From: Mark Millard <marklmi_at_yahoo.com>
Date: Fri, 19 Jan 2024 08:22:01 UTC
I do not know how much the below generalizes as I do not
have access to other rather modern FreeBSD amd64 systems
to test, just the 7950X3D system with 192 GiBytes of RAM.

The gist:

https://gist.github.com/markmi/193423c6fd6f534a72725d7d5cd0236a

is an image showing performance curves for a benchmark.
Each curve is for 8 hardware threads in use. The x axis
is for the problem size (Bytes, logarithmic scaling). The
y axis is performance (linear). (It is a mathematical
definition in a mathematical approximation problem that
is handled a specific way in the benchmark.) As the
problem size grows signficantly larger than a RAM cache,
the access pattern makes the RAM-cache become notably less
effective. The benchmark variant restricts each software
thread to a specific hardware thread (singleton cpuset)
after the thread starts, generally avoiding losing
structural information to thread migration variability
in the structures used.

The major performance difference ends up being tied to:

1 hardware thread per core
vs.
2 hardware threads per core

A quick textual summary giving a clue is:

1 per core, 8 cores: around 800*(10^6) to 850*(10^6) peak.
2 per core, 4 cores: around 500*(10^6) to 550*(10^6) peak.
                                              (same units)

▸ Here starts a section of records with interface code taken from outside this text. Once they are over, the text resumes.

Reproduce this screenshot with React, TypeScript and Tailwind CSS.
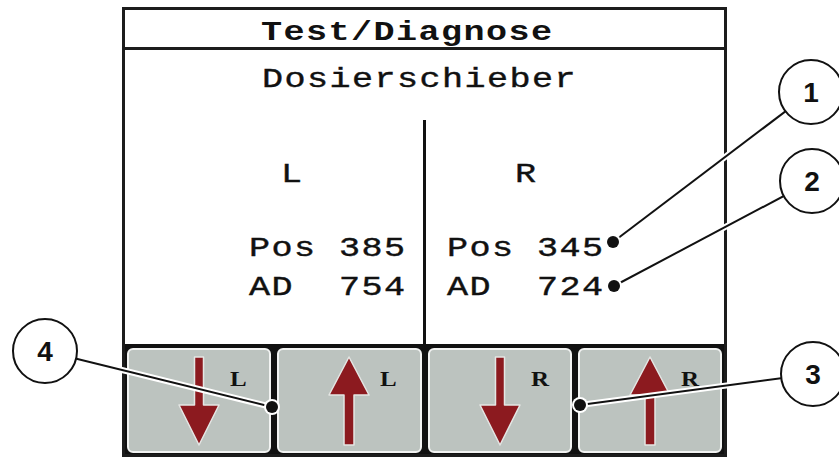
import React from "react";

function DownArrow() {
  return (
    <svg width="44" height="92" viewBox="0 0 44 92" className="block">
      <path
        d="M17.5 2 H26.5 V50 H42 L22 90 L2 50 H17.5 Z"
        fill="#8c1a1f"
        stroke="#e4e6e4"
        strokeWidth="1.5"
        strokeLinejoin="round"
      />
    </svg>
  );
}

function UpArrow() {
  return (
    <svg width="44" height="92" viewBox="0 0 44 92" className="block">
      <path
        d="M22 2 L42 40 H27 V90 H17 V40 H2 Z"
        fill="#8c1a1f"
        stroke="#e4e6e4"
        strokeWidth="1.5"
        strokeLinejoin="round"
      />
    </svg>
  );
}

function Btn({ up, label }: { up: boolean; label: string }) {
  return (
    <div className="flex-1 rounded-[6px] border-2 border-[#f2f3f2] bg-[#bcc3bf] grid grid-cols-[1fr_auto_1fr]">
      <div />
      <div className="pt-[5px]">{up ? <UpArrow /> : <DownArrow />}</div>
      <div className="pl-[9px] pt-[19px] font-['Liberation_Serif',serif] font-bold text-[20px] leading-[20px] text-[#111]">
        <span className="inline-block origin-left scale-x-[1.25]">{label}</span>
      </div>
    </div>
  );
}

function T({ children }: { children: React.ReactNode }) {
  return <span className="inline-block origin-left scale-x-[1.3] tracking-[1.1px] whitespace-pre">{children}</span>;
}

const lines: [number, number, number, number][] = [
  [613, 242, 811, 92],
  [614, 286, 812, 181],
  [580, 405, 813, 374],
  [272, 407, 45, 351],
];

const circles: [number, number, string][] = [
  [811, 92, "1"],
  [812, 181, "2"],
  [813, 374, "3"],
  [45, 351, "4"],
];

export default function App() {
  return (
    <div className="relative w-[839px] h-[457px] bg-white overflow-hidden">
      <div className="ml-[122px] mt-[7px] w-[605px] h-[450px] border-[3px] border-[#1c1c1c] flex flex-col font-['Liberation_Mono',monospace] text-[27px] text-[#111]">
        <div className="h-[40px] shrink-0 border-b-[3px] border-[#1c1c1c] pt-[6px] pl-[136px] leading-[34px] font-bold">
          <T>Test/Diagnose</T>
        </div>
        <div className="flex-1 flex flex-col pt-[13px] [-webkit-text-stroke:0.4px_#111]">
          <div className="pl-[137px] leading-[34px]">
            <T>Dosierschieber</T>
          </div>
          <div className="mt-[23px] flex-1 grid grid-cols-[298px_3px_298px]">
            <div className="flex flex-col pt-[38px] leading-[34px]">
              <div className="pl-[156px]"><T>L</T></div>
              <div className="pl-[124px] mt-[40px]"><T>Pos 385</T></div>
              <div className="pl-[124px] mt-[5px]"><T>AD  754</T></div>
            </div>
            <div className="bg-[#111]" />
            <div className="flex flex-col pt-[38px] leading-[34px]">
              <div className="pl-[89px]"><T>R</T></div>
              <div className="pl-[21px] mt-[40px]"><T>Pos 345</T></div>
              <div className="pl-[21px] mt-[5px]"><T>AD  724</T></div>
            </div>
          </div>
        </div>
        <div className="h-[110px] shrink-0 border-t-[3px] border-[#111] bg-[#111] pt-[1px] pb-[1px] px-[2px] flex gap-[6px]">
          <Btn up={false} label="L" />
          <Btn up={true} label="L" />
          <Btn up={false} label="R" />
          <Btn up={true} label="R" />
        </div>
      </div>

      <svg className="absolute left-0 top-0 pointer-events-none" width="839" height="457" viewBox="0 0 839 457">
        {lines.map(([x1, y1, x2, y2], i) => (
          <line key={"h" + i} x1={x1} y1={y1} x2={x2} y2={y2} stroke="#fff" strokeWidth="6" />
        ))}
        {lines.map(([x1, y1, x2, y2], i) => (
          <line key={"l" + i} x1={x1} y1={y1} x2={x2} y2={y2} stroke="#111" strokeWidth="2" />
        ))}
        {lines.map(([x1, y1], i) => (
          <g key={"d" + i}>
            <circle cx={x1} cy={y1} r="8" fill="#fff" />
            <circle cx={x1} cy={y1} r="6" fill="#111" />
          </g>
        ))}
        {circles.map(([cx, cy, t]) => (
          <g key={t}>
            <circle cx={cx} cy={cy} r="32" fill="#fff" stroke="#111" strokeWidth="2" />
            <text
              x={cx}
              y={cy + 10}
              textAnchor="middle"
              fontFamily="'Liberation Sans', Arial, sans-serif"
              fontWeight="bold"
              fontSize="28"
              fill="#111"
            >
              {t}
            </text>
          </g>
        ))}
      </svg>
    </div>
  );
}
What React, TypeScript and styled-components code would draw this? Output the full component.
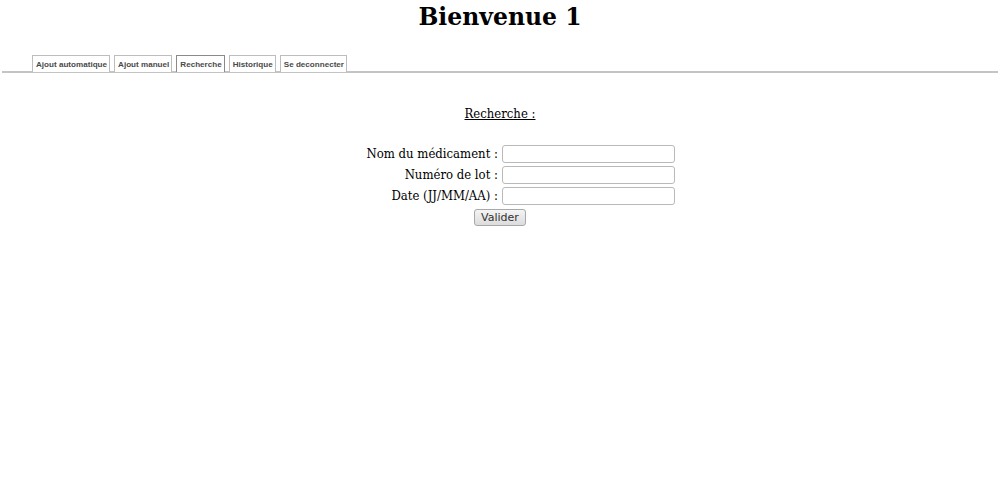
import styled, { createGlobalStyle } from 'styled-components'

const GlobalStyle = createGlobalStyle`
  body {
    margin: 0;
    background: #fff;
    font-family: 'DejaVu Serif Condensed', 'DejaVu Serif', serif;
    font-stretch: condensed;
    color: #000;
  }
`

const Title = styled.h1`
  margin: 0;
  padding-top: 2px;
  text-align: center;
  font-family: 'DejaVu Serif', serif;
  font-stretch: normal;
  font-size: 23.5px;
  font-weight: bold;
  line-height: 30px;
`

const Tabs = styled.ul`
  display: flex;
  gap: 4px;
  list-style: none;
  margin: 23px 2px 0 2px;
  padding: 0 0 0 30px;
  border-bottom: 2px solid #c4c4c4;
`

const Tab = styled.li<{ active?: boolean }>`
  display: flex;
  align-items: center;
  height: 16px;
  padding: 0 2px 0 3px;
  margin-bottom: -1px;
  background: #fff;
  border: 1px solid ${({ active }) => (active ? '#8a8a8a' : '#bdbdbd')};
  border-bottom: none;
  font-family: 'Liberation Sans', Arial, sans-serif;
  font-size: 8.1px;
  font-weight: bold;
  color: #4a4a4a;
  cursor: pointer;
`

const Content = styled.div`
  display: flex;
  flex-direction: column;
  align-items: center;
  padding-top: 33px;
`

const Heading = styled.div`
  font-size: 13px;
  text-decoration: underline;
  margin-bottom: 24px;
`

const Form = styled.form`
  display: grid;
  grid-template-columns: 1fr 1fr;
  column-gap: 4px;
  row-gap: 3px;
  width: 100%;
  align-items: center;
`

const Label = styled.label`
  text-align: right;
  font-size: 13px;
  line-height: 18px;
`

const Input = styled.input`
  justify-self: start;
  box-sizing: border-box;
  width: 173px;
  height: 18px;
  border: 1px solid #b9b9b9;
  border-radius: 3px;
  padding: 0 3px;
  font-size: 12px;
`

const Submit = styled.button`
  grid-column: 1 / span 2;
  justify-self: center;
  margin-top: 1px;
  width: 52px;
  height: 17px;
  padding: 0;
  border: 1px solid #a8a8a8;
  border-radius: 3px;
  background: linear-gradient(#f4f4f4, #dcdcdc);
  font-family: 'DejaVu Sans', sans-serif;
  font-stretch: normal;
  font-size: 11px;
  color: #333;
`

const tabs = ['Ajout automatique', 'Ajout manuel', 'Recherche', 'Historique', 'Se deconnecter']

const fields = ['Nom du médicament :', 'Numéro de lot :', 'Date (JJ/MM/AA) :']

const App = () => {
  return (
    <>
      <GlobalStyle />
      <Title>Bienvenue 1</Title>
      <Tabs>
        {tabs.map((t) => (
          <Tab key={t} active={t === 'Recherche'}>
            {t}
          </Tab>
        ))}
      </Tabs>
      <Content>
        <Heading>Recherche :</Heading>
        <Form onSubmit={(e) => e.preventDefault()}>
          {fields.map((f) => [
            <Label key={f}>{f}</Label>,
            <Input key={f + '-input'} type='text' />,
          ])}
          <Submit type='submit'>Valider</Submit>
        </Form>
      </Content>
    </>
  )
}

export default App
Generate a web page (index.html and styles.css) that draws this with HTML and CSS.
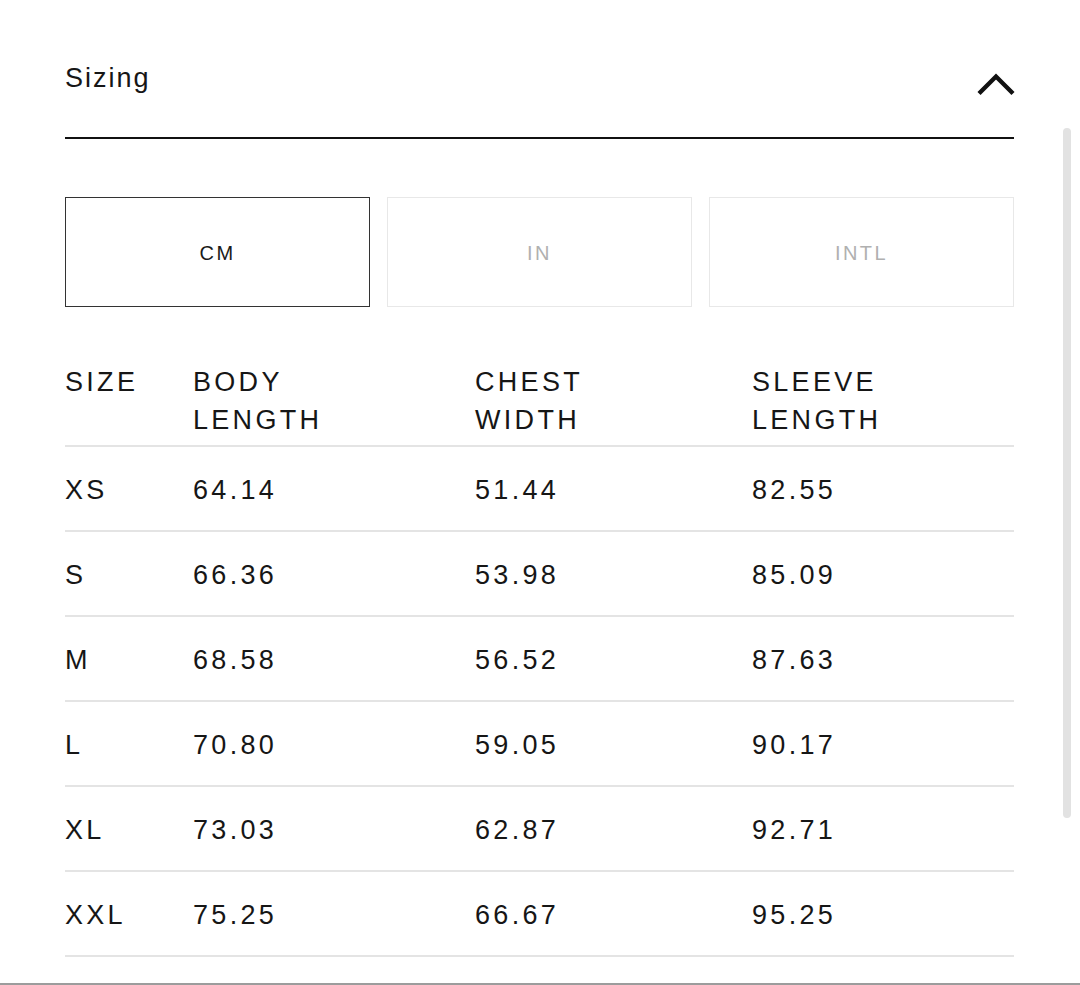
FILE: index.html
```html
<!DOCTYPE html>
<html lang="en">
<head>
<meta charset="utf-8">
<title>Sizing</title>
<link rel="stylesheet" href="styles.css">
</head>
<body>
<div class="page">
  <section class="panel">
    <header class="panel-head">
      <h2 class="panel-title">Sizing</h2>
      <svg class="chevron" width="40" height="26" viewBox="0 0 40 26" aria-hidden="true">
        <polyline points="3,21.5 20,4.5 37,21.5" fill="none" stroke="#111" stroke-width="4.4" stroke-linecap="butt" stroke-linejoin="miter"/>
      </svg>
    </header>
    <div class="units">
      <button class="unit active">CM</button>
      <button class="unit">IN</button>
      <button class="unit">INTL</button>
    </div>
    <div class="table">
      <div class="row head">
        <div>SIZE</div><div>BODY<br>LENGTH</div><div>CHEST<br>WIDTH</div><div>SLEEVE<br>LENGTH</div>
      </div>
      <div class="row"><div>XS</div><div>64.14</div><div>51.44</div><div>82.55</div></div>
      <div class="row"><div>S</div><div>66.36</div><div>53.98</div><div>85.09</div></div>
      <div class="row"><div>M</div><div>68.58</div><div>56.52</div><div>87.63</div></div>
      <div class="row"><div>L</div><div>70.80</div><div>59.05</div><div>90.17</div></div>
      <div class="row"><div>XL</div><div>73.03</div><div>62.87</div><div>92.71</div></div>
      <div class="row"><div>XXL</div><div>75.25</div><div>66.67</div><div>95.25</div></div>
    </div>
  </section>
  <div class="scrollbar"></div>
</div>
</body>
</html>
```

FILE: styles.css
```css
html, body {
  margin: 0;
  padding: 0;
  background: #fff;
}
body {
  font-family: "Liberation Sans", Arial, sans-serif;
  color: #161616;
}
.page {
  position: relative;
  height: 983px;
  border-bottom: 2px solid #9c9c9c;
  overflow: hidden;
}
.panel {
  width: 949px;
  margin-left: 65px;
}
.panel-head {
  display: flex;
  justify-content: space-between;
  align-items: flex-start;
  height: 137px;
  border-bottom: 2px solid #111;
}
.panel-title {
  margin: 0;
  padding-top: 62px;
  font-size: 27px;
  line-height: 32px;
  font-weight: 400;
  letter-spacing: 2px;
}
.chevron {
  margin-top: 72px;
  margin-right: -2px;
}
.units {
  display: grid;
  grid-template-columns: repeat(3, 1fr);
  column-gap: 17px;
  margin-top: 58px;
}
.unit {
  height: 110px;
  background: #fff;
  border: 1px solid #e8e8e8;
  font-family: "Liberation Sans", Arial, sans-serif;
  font-size: 20px;
  letter-spacing: 2.4px;
  color: #b0b0b0;
  padding: 2px 0 0;
}
.unit.active {
  border-color: #333;
  color: #1a1a1a;
}
.table {
  margin-top: 56px;
}
.row {
  display: grid;
  grid-template-columns: 128px 282px 277px 1fr;
  box-sizing: border-box;
  height: 85px;
  padding-top: 3px;
  align-items: center;
  border-bottom: 2px solid #e4e4e4;
  font-size: 27px;
  letter-spacing: 3.3px;
}
.row.head {
  height: auto;
  padding-top: 0;
  align-items: start;
  line-height: 38px;
  padding-bottom: 6px;
}
.scrollbar {
  position: absolute;
  left: 1063px;
  top: 128px;
  width: 8px;
  height: 690px;
  border-radius: 4px;
  background: #e2e2e2;
}
```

But far more than the peaks show large differences in
the same orientation for the same caching generally.
Think of an area under a curve for a size range being
important for that size range.

Each hardware thread does independent processing. (But
the threads' results are combined to get the overall
result for a problem size.) So more RAM cache sharing
and other resource sharing is involved for 2 threads
per core --and it has non-trivial performance
consequences from the competition for shared resources.

The far right of each curve [around 150*(10^6)] vs. the
peaks of the curve suggest how much the RAM-caching
helps the performance (or how much the processor waits
for RAM when RAM-caching is not very effective vs. when
RAM-caching is more effective).

The RAM is DDR5-5200, 2 DIMMS per channel, 2 channels,
48 GiBytes per DIMM.


Note: The benchmark can also be built to not have the
CPU LockDown used, allowing general migration of
software threads across the hardware threads in
a cpuset. Seeing the CPU LockDown results first can
help interpret the messier with-migration results.

===
Mark Millard
marklmi at yahoo.com